**WHAT IS REQUIRED**
Return the listing below exactly, with the pictures dropped.

**AVAILABLE DATA**
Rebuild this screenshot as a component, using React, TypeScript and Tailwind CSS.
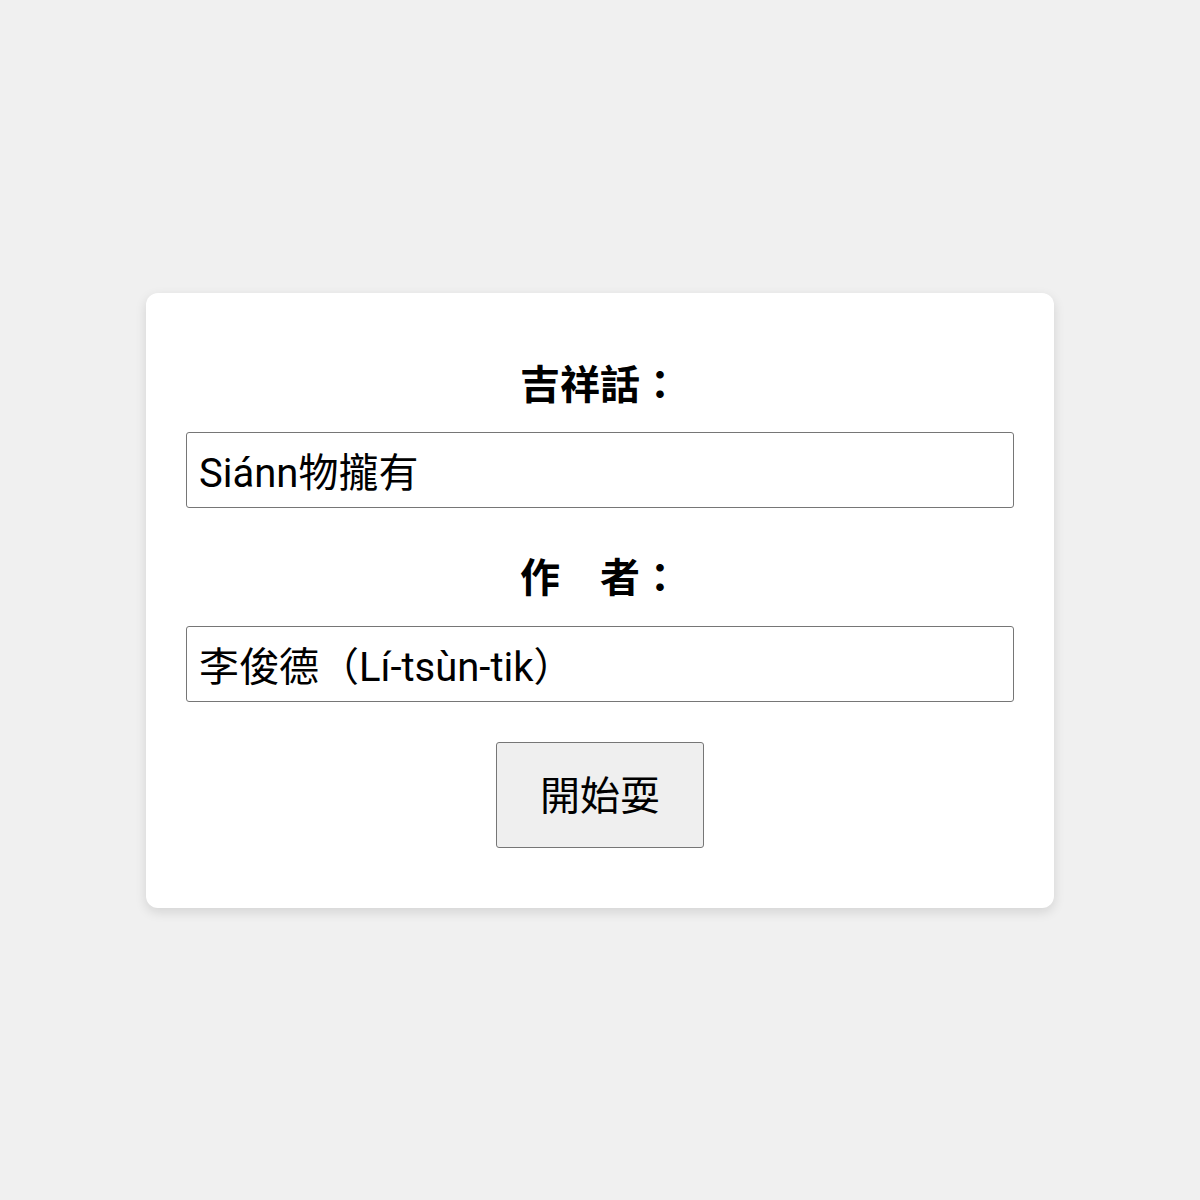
import React from 'react';

const font = "font-['Roboto','Noto_Sans_CJK_TC',sans-serif]";

const App: React.FC = () => {
  return (
    <div className={`min-h-screen w-full bg-[#f0f0f0] flex items-center justify-center ${font}`}>
      <div className="w-[908px] bg-white rounded-xl shadow-[0_4px_12px_rgba(0,0,0,0.12)] px-10 pt-[64px] pb-[60px] flex flex-col items-center text-black">
        <label className="text-[40px] leading-[58px] font-bold mb-[17px]">吉祥話：</label>
        <input
          defaultValue="Siánn物攏有"
          className="w-full h-[76px] border border-[#767676] rounded-[3px] px-3 text-[40px] text-black outline-none"
        />
        <label className="text-[40px] leading-[58px] font-bold mt-[42px] mb-[18px]">作　者：</label>
        <input
          defaultValue="李俊德（Lí-tsùn-tik）"
          className="w-full h-[76px] border border-[#767676] rounded-[3px] px-3 text-[40px] text-black outline-none"
        />
        <button className="mt-[40px] h-[106px] w-[208px] pt-[5px] bg-[#efefef] border border-[#767676] rounded-[3px] text-[40px] text-black">
          開始耍
        </button>
      </div>
    </div>
  );
};

export default App;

**RESULT OF THE EXERCISE**
Rebuild this screenshot as a component, using React, TypeScript and Tailwind CSS.
import React from 'react';

const font = "font-['Roboto','Noto_Sans_CJK_TC',sans-serif]";

const App: React.FC = () => {
  return (
    <div className={`min-h-screen w-full bg-[#f0f0f0] flex items-center justify-center ${font}`}>
      <div className="w-[908px] bg-white rounded-xl shadow-[0_4px_12px_rgba(0,0,0,0.12)] px-10 pt-[64px] pb-[60px] flex flex-col items-center text-black">
        <label className="text-[40px] leading-[58px] font-bold mb-[17px]">吉祥話：</label>
        <input
          defaultValue="Siánn物攏有"
          className="w-full h-[76px] border border-[#767676] rounded-[3px] px-3 text-[40px] text-black outline-none"
        />
        <label className="text-[40px] leading-[58px] font-bold mt-[42px] mb-[18px]">作　者：</label>
        <input
          defaultValue="李俊德（Lí-tsùn-tik）"
          className="w-full h-[76px] border border-[#767676] rounded-[3px] px-3 text-[40px] text-black outline-none"
        />
        <button className="mt-[40px] h-[106px] w-[208px] pt-[5px] bg-[#efefef] border border-[#767676] rounded-[3px] text-[40px] text-black">
          開始耍
        </button>
      </div>
    </div>
  );
};

export default App;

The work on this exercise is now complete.